Posted 2019-12-17
Twitter's Jack Dorsey, in (of course) a Twitter thread:
Twitter is funding a small independent team of up to five open source architects, engineers, and designers to develop an open and decentralized standard for social media. The goal is for Twitter to ultimately be a client of this standard.
This is interesting on several levels. I'll mostly talk about the protocol design part of this, but before I do that: when has a business that's pretty much in a monopolist position ever voluntarily given up that position? They must really be feeling the pushback against "content and conversation that sparks controversy and outrage", and see this as a way out.
The monopoly aspect is even more noteworthy when considering what happened with instant messaging. Back in the day, we all used IRC and then ICQ. Then there were Yahoo, AIM and MSN (and a few more, I'm sure). At some point, the IETF came up with an open standard that allows everyone to run their own server, similar to how everyone can run their own mail or web server: Jabber or XMPP. But as quickly as networks merged and interconnected, new closed ones such as Whatsapp and Apple's iMessage. Unless I'm mistaken, iMessage, as well as Facetime, actually run on XMPP but don't interconnect with other networks. So we're still left with walled gardens owned by huge corporations.
Very relevant here is Metcalfe's Law:
a network's impact is the square of the number of nodes in the network.
In a network with ten people, there's (roughly) 100 possible conversations that can happen. In a network with 100 people, that's 10,000 conversations. With instant messaging, the network effect is very strong. Then again, most people predominately IM with people in their own country. The effect is that in each country, there's one clear winner in the IM space:
For "microblogging" such as Twitter it's even worse. For IM it's just about possible to use different apps to talk to different people, but the point about a service like Twitter is that everyone can react to everyone else. So you really need one unified network for it to work well.

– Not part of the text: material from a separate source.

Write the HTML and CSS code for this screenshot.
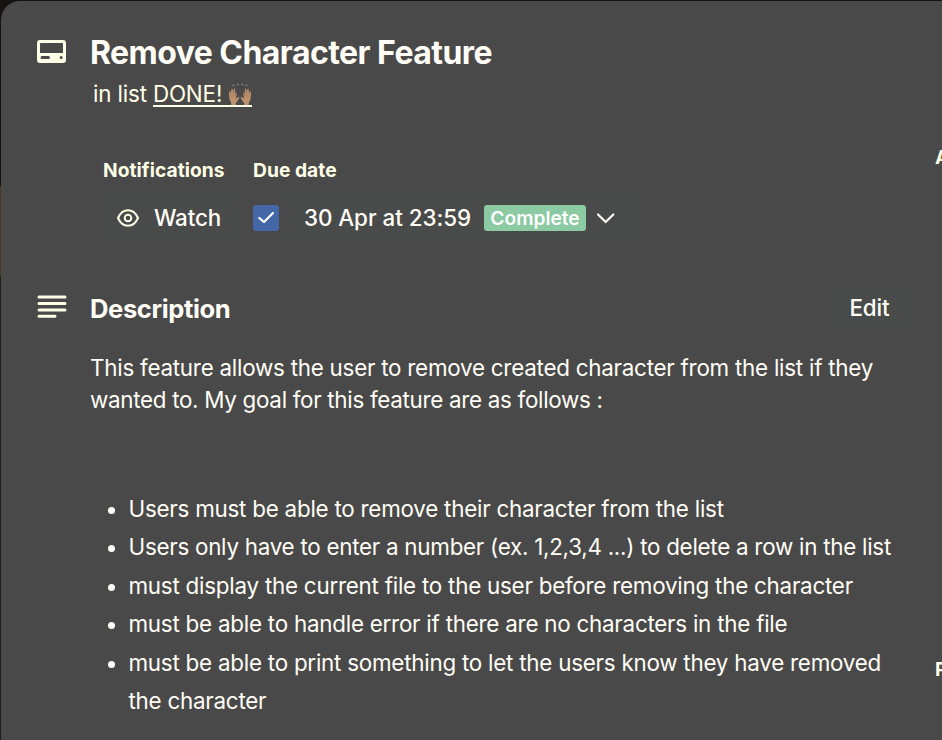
FILE: index.html
```html
<!DOCTYPE html>
<html lang="en">
<head>
<meta charset="utf-8">
<title>Remove Character Feature</title>
<link rel="stylesheet" href="styles.css">
</head>
<body>
<div class="dialog">
  <main class="main">
    <header class="header">
      <svg class="icon" viewBox="0 0 30 24"><path fill="currentColor" fill-rule="evenodd" d="M3 1H26A3 3 0 0 1 29 4V21A3 3 0 0 1 26 24H3A3 3 0 0 1 0 21V4A3 3 0 0 1 3 1ZM3.800 4Q3 4 3 4.800V14H26V4.800Q26 4 25.200 4ZM5 17A1.500 1.500 0 0 0 5 20H11.500A1.500 1.500 0 0 0 11.500 17ZM24.200 17A1.500 1.500 0 1 0 24.200 20A1.500 1.500 0 1 0 24.200 17Z"/></svg>
      <div>
        <h1 class="title">Remove Character Feature</h1>
        <p class="location">in list <a class="list-link">DONE! <svg class="hands" viewBox="0 0 24 24" role="img" aria-label="raised hands"><g id="hand"><path fill="#bd906e" d="M1 9Q1.500 7.500 2.200 9L2.800 11L3.300 6.500Q4 5 4.800 6.500L5 10L6 5.800Q7 5 7.200 6.500L7 11L8 9.500Q8.900 9.500 8.600 11L8 16Q9.500 13.700 11 14Q11.600 14.500 10.800 15.700Q9.500 18.500 7.800 20V22H3.300L3 19.500Q1.200 17 1.200 14Z"/><path fill="none" stroke="#98704f" stroke-width=".5" d="M3 11.500V14M5 10V14M7 11V14"/></g><use href="#hand" transform="matrix(-1 0 0 1 24 0)"/><g fill="#898e91"><circle cx="5.400" cy="2.300" r=".9"/><circle cx="9.600" cy="1.300" r=".9"/><circle cx="14.400" cy="1.300" r=".9"/><circle cx="18.600" cy="2.300" r=".9"/></g></svg></a></p>
      </div>
    </header>

    <div class="details">
      <section class="detail">
        <h2 class="label label-notifications">Notifications</h2>
        <button class="button watch"><svg class="eye" viewBox="0 0 22 18" fill="none" stroke="currentColor" stroke-width="2"><path d="M1 9C3.300 3.800 6.800 1.300 11 1.300S18.700 3.800 21 9C18.700 14.200 15.200 16.700 11 16.700S3.300 14.200 1 9Z"/><circle cx="11" cy="9" r="3.300"/></svg><span>Watch</span></button>
      </section>
      <section class="detail">
        <h2 class="label label-due">Due date</h2>
        <div class="due">
          <span class="checkbox"><svg viewBox="0 0 26 26"><path fill="none" stroke="#fff" stroke-width="2.200" stroke-linecap="round" stroke-linejoin="round" d="M6.300 13L11 17L20 8"/></svg></span>
          <button class="button date"><span class="date-text">30 Apr at 23:59</span><span class="badge">Complete</span><svg class="chevron" viewBox="0 0 20 14"><path fill="none" stroke="currentColor" stroke-width="2.200" stroke-linecap="round" stroke-linejoin="round" d="M2 3.500L9.700 11L17.300 3.500"/></svg></button>
        </div>
      </section>
    </div>

    <section class="description">
      <div class="description-head">
        <svg class="icon" viewBox="0 0 30 24"><g stroke="currentColor" stroke-width="3" stroke-linecap="round"><path d="M2 2H28M2 8.500H28M2 14.900H28M2 21.300H18"/></g></svg>
        <h2 class="description-title">Description</h2>
        <button class="button edit">Edit</button>
      </div>
      <div class="copy">
        <p class="intro">This feature allows the user to remove created character from the list if they<br><span class="intro-end">wanted to. My goal for this feature are as follows :</span></p>
        <ul class="goals">
          <li>Users must be able to remove their character from the list</li>
          <li class="numeric">Users only have to enter a number (ex. 1,2,3,4 ...) to delete a row in the list</li>
          <li>must display the current file to the user before removing the character</li>
          <li>must be able to handle error if there are no characters in the file</li>
          <li>must be able to print something to let the users know they have removed<br>the character</li>
        </ul>
      </div>
    </section>
  </main>
  <aside class="sidebar">
    <h3 class="side-label">Add to card</h3>
    <h3 class="side-label">Power-Ups</h3>
  </aside>
</div>
</body>
</html>
```

FILE: styles.css
```css
* { box-sizing: border-box; }
body {
  margin: 0;
  height: 740px;
  overflow: hidden;
  padding: 1px 0 0 1px;
  background: linear-gradient(#151310 0 186px, #493920 186px 276px, #201d15 276px);
  color: #fffdf5;
  font: 22.4px/32px Inter, "Liberation Sans", sans-serif;
}
h1, h2, h3, p, ul { margin: 0; padding: 0; }
svg { display: block; }
.dialog {
  display: grid;
  grid-template-columns: 908px 1fr;
  column-gap: 26px;
  height: 739px;
  overflow: hidden;
  border-top-left-radius: 19px;
  background: #494949;
}
.main { padding: 33px 0 0 36px; min-width: 0; }
.header, .description-head { display: flex; }
.icon { flex: none; width: 30px; height: 24px; margin-right: 23px; color: #ffffe8; }
.header .icon { margin-top: 5px; }
.title { font-size: 32px; line-height: 38px; font-weight: 680; letter-spacing: -.55px; white-space: nowrap; }
.location { display: flex; gap: 6px; margin-left: 3px; padding-top: 6px; color: #ffffe6; letter-spacing: -.15px; line-height: 31px; }
.list-link { display: flex; height: 29px; line-height: 31px; border-bottom: 2px solid #ffffe6; margin-bottom: 3px; }
.hands { width: 24px; height: 24px; margin: 5px 0 0 6px; }
.details { display: flex; gap: 13px; margin: 44px 0 0 66px; }
.label { font-size: 19.2px; line-height: 32px; font-weight: 650; color: #ffffe6; letter-spacing: .05px; white-space: nowrap; }
.button {
  display: flex; align-items: center;
  height: 51px; padding: 0; border: 0; border-radius: 4px;
  background: #494b4a; color: #fffdf5;
  font: 550 22.4px/32px Inter, "Liberation Sans", sans-serif;
  letter-spacing: -.15px; white-space: nowrap;
}
.detail .button { margin-top: 6px; }
.watch { width: 137px; padding-left: 14px; }
.eye { width: 22px; height: 18px; margin-right: 15px; color: #ffffe6; }
.due { display: flex; }
.checkbox { width: 26px; height: 26px; margin: 19px 6px 0 0; border-radius: 3px; background: #4467a8; }
.date { width: 353px; padding-left: 18px; }
.date-text { width: 169px; letter-spacing: -.03px; }
.badge { width: 102px; height: 26px; margin: 0 10px 0 12px; border-radius: 3px; background: #8bcaa2; color: #fff; font-size: 19.2px; font-weight: 570; line-height: 26px; letter-spacing: 0; text-align: center; }
.chevron { width: 20px; height: 14px; }
.description { margin-top: 40px; }
.description-head { height: 51px; }
.description-head .icon { margin-top: 12px; }
.description-title { font-size: 25.600px; line-height: 51px; font-weight: 680; letter-spacing: -.4px; }
.edit { margin-left: auto; width: 76px; height: 50px; padding-right: 3px; justify-content: center; }
.copy { padding: 18px 0 0 53px; font-weight: 430; letter-spacing: -.245px; white-space: nowrap; }
.intro-end { letter-spacing: -.3px; }
.goals { list-style: none; padding: 74px 0 0 38.500px; line-height: 38.400px; }
.goals li { position: relative; letter-spacing: -.24px; }
.goals .numeric { letter-spacing: -.265px; }
.goals li::before { content: ""; position: absolute; left: -21px; top: 17px; width: 7px; height: 7px; border-radius: 50%; background: currentColor; }
.sidebar { display: grid; grid-template-rows: 512px auto; align-content: start; padding-top: 140px; overflow: hidden; }
.side-label { font-size: 19.200px; line-height: 32px; font-weight: 650; color: #ffffe6; white-space: nowrap; }
```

So the challenge for the bluesky initiative is to come up with a way where everyone can run their own service independently, but they all talk to each other, similar to how you can run your own mail server and still mail everyone else who has email. (Although in practice, most people use Gmail or Outlook webmail.)
At first glance, this looks a lot like the existing XMPP protocol, that works exactly this way. However, XMPP solves a much simpler problem: one-to-one communication. In networking we call this unicast. But when you post something to Twitter, it doesn't just go to one recipient, but to all your followers—possibly millions of them. So what we have here is multicast communication: one sender, multiple receivers.
In principle, this is a relatively simple problem to solve. We have multicast routing protocols that work relatively well, so just bolt that logic onto XMPP and call it a day. However, the big problem will be to make it scale. On the one hand, you have people with millions of followers. That's a lot of work, but it's simple: Donald Trump's messages pretty much go anywhere. But what about the hundreds of millions of users who are followed by a handful of others and only post a message once a month? Just keeping track of all these relationships so the messages can flow in real time creates enormous overhead.
And then there's the issue of spam and unwanted content. How do you control those issues across domains running on servers that belong to different organizations with different use policies?
An interesting problem to think about, and I'm looking forward to seeing what bluesky comes up with.